Dans ce combat contre l’exécution immédiate d’une peine d’inégibilité, le chef du gouvernement a par ailleurs trouvé un allié inattendu de l’autre côté du spectre politique : Jean-Luc Mélenchon, leader de la France insoumise. « La décision de destituer un élu devrait revenir au peuple », a-t-il déclaré la semaine dernière. En 2022, lors de la campagne présidentielle, l’ancien socialiste promettait pourtant de « rendre inéligible à vie toute personne condamnée pour corruption ».

Un « droit constitutionnel éthique »

Le combat pour l’exemplarité des élus est-il à ranger au rang de nos vieux souvenirs ? En dix ans pourtant, depuis les révélations sur l’évasion fiscale de Jérôme Cahuzac, les avancées pour la probité des élus ont été nombreuses. De la création du Parquet national financier (PNF) en 2013 à celle de la Haute Autorité pour la transparence de la vie publique (HATVP), qui oblige notamment les élus à fournir des déclarations d’intérêts et de patrimoine. Sans oublier la loi Sapin 2 de 2016, qui impose aux juges de considérer la possibilité de prononcer une peine d’inéligibilité au même titre que celle de décider d’une peine de prison ou d’une amende.

Dix ans d’avancées qui ont permis de produire, selon le juriste Olivier Beaud, un « nouveau droit que l’on pourrait appeler ”droit constitutionnel éthique” ». « La loi est bien faite, observe Diane Semerdjian, responsable plaidoyer de Transparency International. Depuis 2016, on est passés de 171 peines d’inéligibilité prononcées à 9 125. Il y a eu un avant et un après en termes d’exigence pour protéger la démocratie et l’État de droit. »

Par ailleurs, au niveau européen, « une directive projetant d’interdire à toute personne reconnue coupable de corruption de se présenter à des fonctions publiques » est en préparation, ajoute-t-elle. « J’espère que la France, pays qui présente la législation la plus ambitieuse sur cette question, sera leader dans ces discussions, souffle-t-elle. Mais les débats qui agitent notre pays en ce moment nous font forcément redouter un retour en arrière.
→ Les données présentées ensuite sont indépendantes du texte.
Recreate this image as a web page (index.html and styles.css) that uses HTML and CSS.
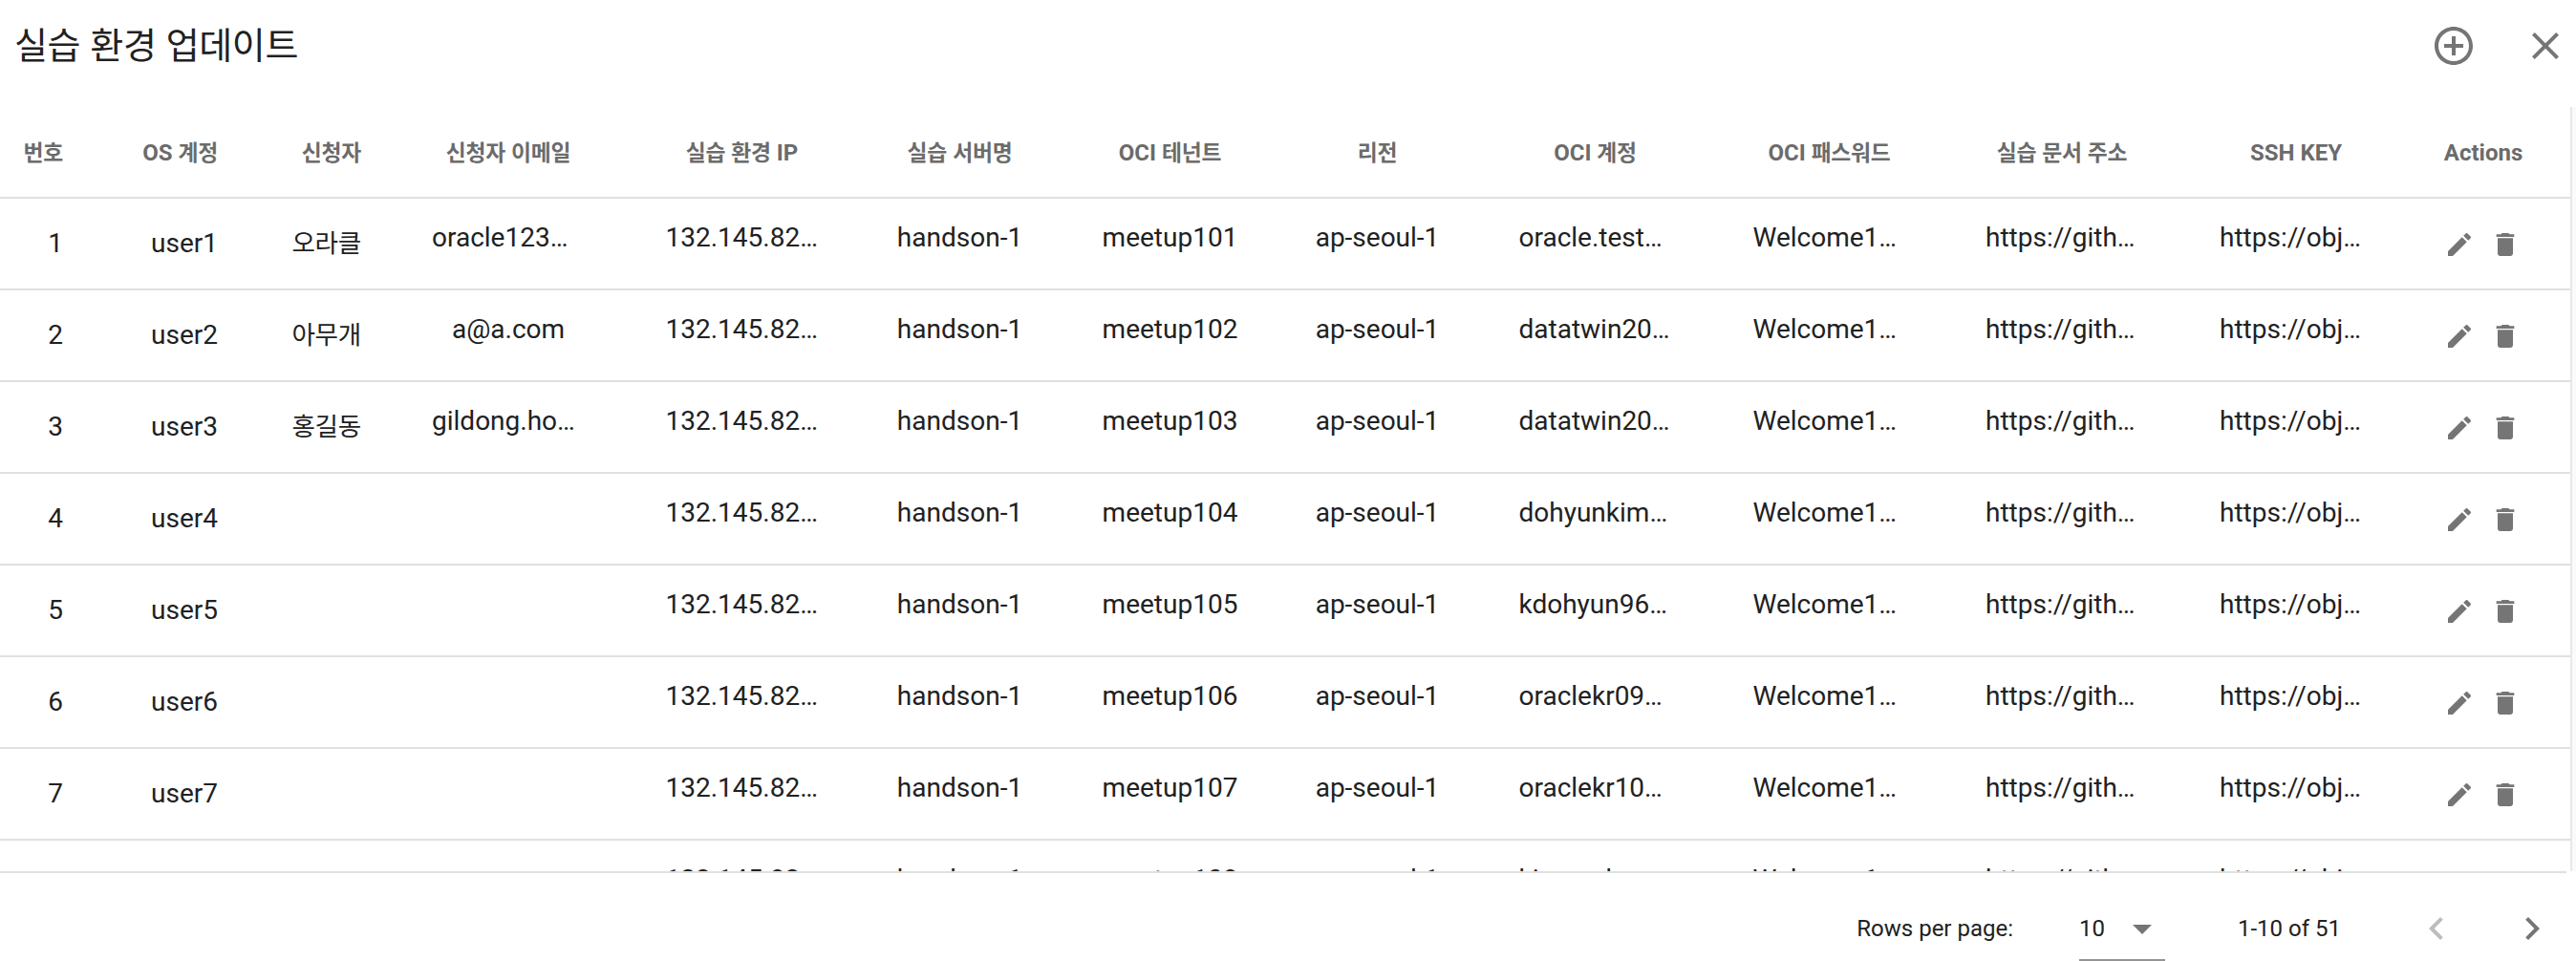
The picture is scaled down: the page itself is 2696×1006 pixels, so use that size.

Ce qui serait extrêmement préjudiciable pour les démocraties européennes. »

Un enjeu essentiel pour la démocratie

« À qui veut-on faire croire que nous serions allés trop loin dans la moralisation de la vie politique ?, s’interroge Ian Brossat, sénateur et porte-parole du PCF. Tous les baromètres montrent à quel point la confiance s’est érodée entre les citoyens et leurs élus. On ne gagnera rien à reculer sur les questions de transparence et d’exemplarité. Il faut rester ferme. »

S’il tient à rappeler que la « grande majorité des élus de la République respecte les lois », le communiste affirme qu’il ne serait « pas acceptable que l’on renonce à la moralisation de la vie politique parce que quelques-uns, par leur comportement, salissent l’image de la politique de manière globale et se déclarent ensuite victimes de la justice ».

Une position partagée par un autre sénateur, le socialiste Patrick Kanner : « Le vrai problème démocratique, ce n’est pas de rendre inéligible une élue de la République, c’est qu’un grand parti comme le RN ait possiblement pu, de 2004 à 2016, détourner des fonds européens pour son bien-être partisan. En attendant l’appel, cette exécution est sûrement le meilleur moyen d’éviter que les politiques ne fassent des bêtises. C’est un outil de prévention, un garde-fou essentiel. »

Alors, que faire ? Élus comme engagés dans la lutte pour la probité répondent de concert : « Aller plus loin. » « Quand on est en démocratie, on doit pouvoir aller devant les électeurs à armes égales avec ses concurrents. Donc en ne détournant pas d’argent public au détriment des autres. C’est essentiel à la bonne tenue des élections. C’est un enjeu majeur », insiste la députée écologiste Léa Balage El Mariky. Diane Semerdjian, de Transparency International, reprend : « Pour que cette lutte perdure, il faut une stratégie d’État claire sur la question de la probité qui doit passer par solidifier l’écosystème qui permet de lutter contre la corruption et qui est aujourd’hui menacé par l’extrême droite. » Et pas seulement.